**What you have to do**
Leave out the pictures and repeat the rest of the material exactly.

#### Collected material

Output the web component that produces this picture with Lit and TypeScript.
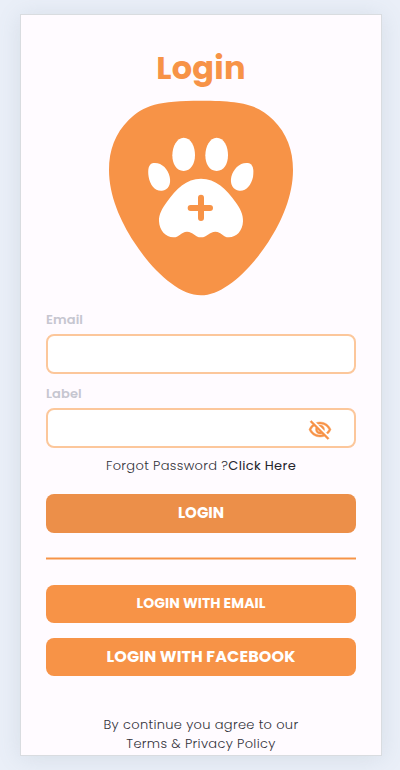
import { LitElement, html, css } from "lit";
import { customElement } from "lit/decorators.js";

@customElement("paw-logo")
class PawLogo extends LitElement {
  static styles = css`
    :host { display: block; width: 200px; height: 215px; }
    svg { display: block; }
    .shield { fill: #f79347; }
    .paw { fill: #fff; }
    .plus { stroke: #f79347; stroke-width: 18; stroke-linecap: round; }
  `;
  render() {
    return html`<svg width="200" height="215" viewBox="0 0 600 645">
      <path class="shield" d="M303 32C430 32 475 45 520 90C560 130 579 180 579 240C579 318 545 394 505 456C449 542 369 616 303 616C237 616 157 542 102 456C61 392 27 317 27 240C27 180 46 130 86 90C131 45 176 32 303 32Z"/>
      <g class="paw">
        <path d="M251 143C273 143 285 169 285 196C285 222 272 243 251 243C229 243 217 222 217 196C217 169 231 143 251 143Z"/>
        <path d="M350 143C372 143 384 169 384 196C384 222 372 243 350 243C328 243 316 222 316 196C316 169 330 143 350 143Z"/>
        <path d="M160 219C184 216 204 236 209 260C214 283 205 299 186 302C165 304 150 285 146 261C143 239 145 222 160 219Z"/>
        <path d="M444 219C420 216 400 236 394 260C389 283 399 299 418 302C438 304 454 285 459 261C462 239 460 222 444 219Z"/>
        <path d="M303 266C347 266 379 297 407 337C420 355 430 373 429 394C428 423 409 442 387 442C367 442 365 425 346 425C328 425 322 442 303 442C284 442 280 425 261 425C243 425 240 442 220 442C197 442 178 421 177 394C176 373 187 355 200 337C228 297 259 266 303 266Z"/>
      </g>
      <path class="plus" d="M303 323V384M272 354H330"/>
    </svg>`;
  }
}

@customElement("app-root")
class AppRoot extends LitElement {
  static styles = css`
    :host {
      display: block; box-sizing: border-box; height: 770px; padding: 14px 18px 14px 20px;
      background: #eaeff8; overflow: hidden;
      font-family: Poppins, Inter, sans-serif; color: #32323a;
    }
    .card {
      box-sizing: border-box; width: 362px; height: 742px; padding: 31px 25px 0;
      border: 1px solid #d9dce0; background: #fffbff; overflow: hidden;
      box-shadow: 0 2px 22px rgba(105, 130, 145, .16);
      display: flex; flex-direction: column;
    }
    h1 {
      margin: 0 0 1px; height: 43px; line-height: 43px; text-align: center;
      font-size: 32px; font-weight: 700; letter-spacing: .2px; color: #f79347;
    }
    paw-logo { margin-left: 54px; flex: none; }
    label {
      display: block; height: 20px; line-height: 20px; margin-top: 4.5px;
      font-size: 13px; font-weight: 600; letter-spacing: .1px; color: #c6c6d0;
    }
    .field {
      box-sizing: border-box; flex: none; height: 40px; border: 2px solid #fcc79b; border-radius: 8px;
      background: #fff; display: flex; align-items: center; justify-content: flex-end;
      padding: 3px 22px 0 12px;
    }
    .field input { flex: 1; min-width: 0; border: 0; outline: 0; background: none; font: inherit; }
    .eye { flex: none; fill: #f79347; stroke: #f79347; stroke-width: .4; display: block; }
    .first { margin: 4.5px 0 5px; }
    .second { margin-top: 4.5px; }
    .note { text-align: center; font-size: 13px; line-height: 19px; white-space: nowrap; font-weight: 300; }
    .forgot { margin: 8px 0 19px; letter-spacing: .33px; }
    .forgot a { font-weight: 400; color: #25252c; }
    button {
      flex: none; height: 38.5px; padding: 0; border: 0; border-radius: 8px; background: #f79347; color: #fff;
      font: 700 14px/38px Poppins, Inter, sans-serif; text-align: center;
    }
    .login { background: #ec8f49; font-size: 15px; line-height: 37px; padding-bottom: 1px; }
    .rule {
      box-sizing: border-box; flex: none; height: 3px; margin: 24.5px 0 24.5px; background: #f79347;
      border: solid #fac9a4; border-width: 1px 0;
    }
    .email { font-size: 14px; letter-spacing: .07px; line-height: 36px; padding-bottom: 2px; }
    .facebook { margin: 14.5px 0 39px; font-size: 16px; letter-spacing: .1px; }
    .terms { letter-spacing: .33px; }
  `;
  render() {
    return html`<main class="card">
      <h1>Login</h1>
      <paw-logo></paw-logo>
      <label for="email">Email</label>
      <div class="field first"><input id="email" type="email"></div>
      <label for="password">Label</label>
      <div class="field second">
        <input id="password" type="password">
        <svg class="eye" width="24" height="24" viewBox="0 0 24 24"><path d="M12 6c3.79 0 7.17 2.13 8.82 5.5-.59 1.22-1.42 2.27-2.41 3.12l1.41 1.41c1.39-1.23 2.49-2.77 3.18-4.53C21.27 7.11 17 4 12 4c-1.27 0-2.49.2-3.64.57l1.65 1.65C10.66 6.09 11.32 6 12 6zm-1.07 1.14L13 9.21c.57.25 1.03.71 1.28 1.28l2.07 2.07c.08-.34.14-.7.14-1.07C16.5 9.01 14.48 7 12 7c-.37 0-.72.05-1.07.14zM2.01 3.87l2.68 2.68C3.06 7.83 1.77 9.53 1 11.5 2.73 15.89 7 19 12 19c1.52 0 2.98-.29 4.32-.82l3.42 3.42 1.41-1.41L3.42 2.45 2.01 3.87zm7.5 7.5l2.61 2.61c-.04.01-.08.02-.12.02-1.38 0-2.5-1.12-2.5-2.5 0-.05.01-.08.01-.13zm-3.4-3.4l1.75 1.75c-.23.55-.36 1.15-.36 1.78 0 2.48 2.02 4.5 4.5 4.5.63 0 1.23-.13 1.77-.36l.98.98c-.88.24-1.8.38-2.75.38-3.79 0-7.17-2.13-8.82-5.5.7-1.43 1.72-2.61 2.93-3.53z"/></svg>
      </div>
      <div class="note forgot">Forgot Password ?<a>Click Here</a></div>
      <button class="login">LOGIN</button>
      <div class="rule"></div>
      <button class="email">LOGIN WITH EMAIL</button>
      <button class="facebook">LOGIN WITH FACEBOOK</button>
      <div class="note terms">By continue you agree to our<br>Terms &amp; Privacy Policy</div>
    </main>`;
  }
}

########

**Result**
Output the web component that produces this picture with Lit and TypeScript.
import { LitElement, html, css } from "lit";
import { customElement } from "lit/decorators.js";

@customElement("paw-logo")
class PawLogo extends LitElement {
  static styles = css`
    :host { display: block; width: 200px; height: 215px; }
    svg { display: block; }
    .shield { fill: #f79347; }
    .paw { fill: #fff; }
    .plus { stroke: #f79347; stroke-width: 18; stroke-linecap: round; }
  `;
  render() {
    return html`<svg width="200" height="215" viewBox="0 0 600 645">
      <path class="shield" d="M303 32C430 32 475 45 520 90C560 130 579 180 579 240C579 318 545 394 505 456C449 542 369 616 303 616C237 616 157 542 102 456C61 392 27 317 27 240C27 180 46 130 86 90C131 45 176 32 303 32Z"/>
      <g class="paw">
        <path d="M251 143C273 143 285 169 285 196C285 222 272 243 251 243C229 243 217 222 217 196C217 169 231 143 251 143Z"/>
        <path d="M350 143C372 143 384 169 384 196C384 222 372 243 350 243C328 243 316 222 316 196C316 169 330 143 350 143Z"/>
        <path d="M160 219C184 216 204 236 209 260C214 283 205 299 186 302C165 304 150 285 146 261C143 239 145 222 160 219Z"/>
        <path d="M444 219C420 216 400 236 394 260C389 283 399 299 418 302C438 304 454 285 459 261C462 239 460 222 444 219Z"/>
        <path d="M303 266C347 266 379 297 407 337C420 355 430 373 429 394C428 423 409 442 387 442C367 442 365 425 346 425C328 425 322 442 303 442C284 442 280 425 261 425C243 425 240 442 220 442C197 442 178 421 177 394C176 373 187 355 200 337C228 297 259 266 303 266Z"/>
      </g>
      <path class="plus" d="M303 323V384M272 354H330"/>
    </svg>`;
  }
}

@customElement("app-root")
class AppRoot extends LitElement {
  static styles = css`
    :host {
      display: block; box-sizing: border-box; height: 770px; padding: 14px 18px 14px 20px;
      background: #eaeff8; overflow: hidden;
      font-family: Poppins, Inter, sans-serif; color: #32323a;
    }
    .card {
      box-sizing: border-box; width: 362px; height: 742px; padding: 31px 25px 0;
      border: 1px solid #d9dce0; background: #fffbff; overflow: hidden;
      box-shadow: 0 2px 22px rgba(105, 130, 145, .16);
      display: flex; flex-direction: column;
    }
    h1 {
      margin: 0 0 1px; height: 43px; line-height: 43px; text-align: center;
      font-size: 32px; font-weight: 700; letter-spacing: .2px; color: #f79347;
    }
    paw-logo { margin-left: 54px; flex: none; }
    label {
      display: block; height: 20px; line-height: 20px; margin-top: 4.5px;
      font-size: 13px; font-weight: 600; letter-spacing: .1px; color: #c6c6d0;
    }
    .field {
      box-sizing: border-box; flex: none; height: 40px; border: 2px solid #fcc79b; border-radius: 8px;
      background: #fff; display: flex; align-items: center; justify-content: flex-end;
      padding: 3px 22px 0 12px;
    }
    .field input { flex: 1; min-width: 0; border: 0; outline: 0; background: none; font: inherit; }
    .eye { flex: none; fill: #f79347; stroke: #f79347; stroke-width: .4; display: block; }
    .first { margin: 4.5px 0 5px; }
    .second { margin-top: 4.5px; }
    .note { text-align: center; font-size: 13px; line-height: 19px; white-space: nowrap; font-weight: 300; }
    .forgot { margin: 8px 0 19px; letter-spacing: .33px; }
    .forgot a { font-weight: 400; color: #25252c; }
    button {
      flex: none; height: 38.5px; padding: 0; border: 0; border-radius: 8px; background: #f79347; color: #fff;
      font: 700 14px/38px Poppins, Inter, sans-serif; text-align: center;
    }
    .login { background: #ec8f49; font-size: 15px; line-height: 37px; padding-bottom: 1px; }
    .rule {
      box-sizing: border-box; flex: none; height: 3px; margin: 24.5px 0 24.5px; background: #f79347;
      border: solid #fac9a4; border-width: 1px 0;
    }
    .email { font-size: 14px; letter-spacing: .07px; line-height: 36px; padding-bottom: 2px; }
    .facebook { margin: 14.5px 0 39px; font-size: 16px; letter-spacing: .1px; }
    .terms { letter-spacing: .33px; }
  `;
  render() {
    return html`<main class="card">
      <h1>Login</h1>
      <paw-logo></paw-logo>
      <label for="email">Email</label>
      <div class="field first"><input id="email" type="email"></div>
      <label for="password">Label</label>
      <div class="field second">
        <input id="password" type="password">
        <svg class="eye" width="24" height="24" viewBox="0 0 24 24"><path d="M12 6c3.79 0 7.17 2.13 8.82 5.5-.59 1.22-1.42 2.27-2.41 3.12l1.41 1.41c1.39-1.23 2.49-2.77 3.18-4.53C21.27 7.11 17 4 12 4c-1.27 0-2.49.2-3.64.57l1.65 1.65C10.66 6.09 11.32 6 12 6zm-1.07 1.14L13 9.21c.57.25 1.03.71 1.28 1.28l2.07 2.07c.08-.34.14-.7.14-1.07C16.5 9.01 14.48 7 12 7c-.37 0-.72.05-1.07.14zM2.01 3.87l2.68 2.68C3.06 7.83 1.77 9.53 1 11.5 2.73 15.89 7 19 12 19c1.52 0 2.98-.29 4.32-.82l3.42 3.42 1.41-1.41L3.42 2.45 2.01 3.87zm7.5 7.5l2.61 2.61c-.04.01-.08.02-.12.02-1.38 0-2.5-1.12-2.5-2.5 0-.05.01-.08.01-.13zm-3.4-3.4l1.75 1.75c-.23.55-.36 1.15-.36 1.78 0 2.48 2.02 4.5 4.5 4.5.63 0 1.23-.13 1.77-.36l.98.98c-.88.24-1.8.38-2.75.38-3.79 0-7.17-2.13-8.82-5.5.7-1.43 1.72-2.61 2.93-3.53z"/></svg>
      </div>
      <div class="note forgot">Forgot Password ?<a>Click Here</a></div>
      <button class="login">LOGIN</button>
      <div class="rule"></div>
      <button class="email">LOGIN WITH EMAIL</button>
      <button class="facebook">LOGIN WITH FACEBOOK</button>
      <div class="note terms">By continue you agree to our<br>Terms &amp; Privacy Policy</div>
    </main>`;
  }
}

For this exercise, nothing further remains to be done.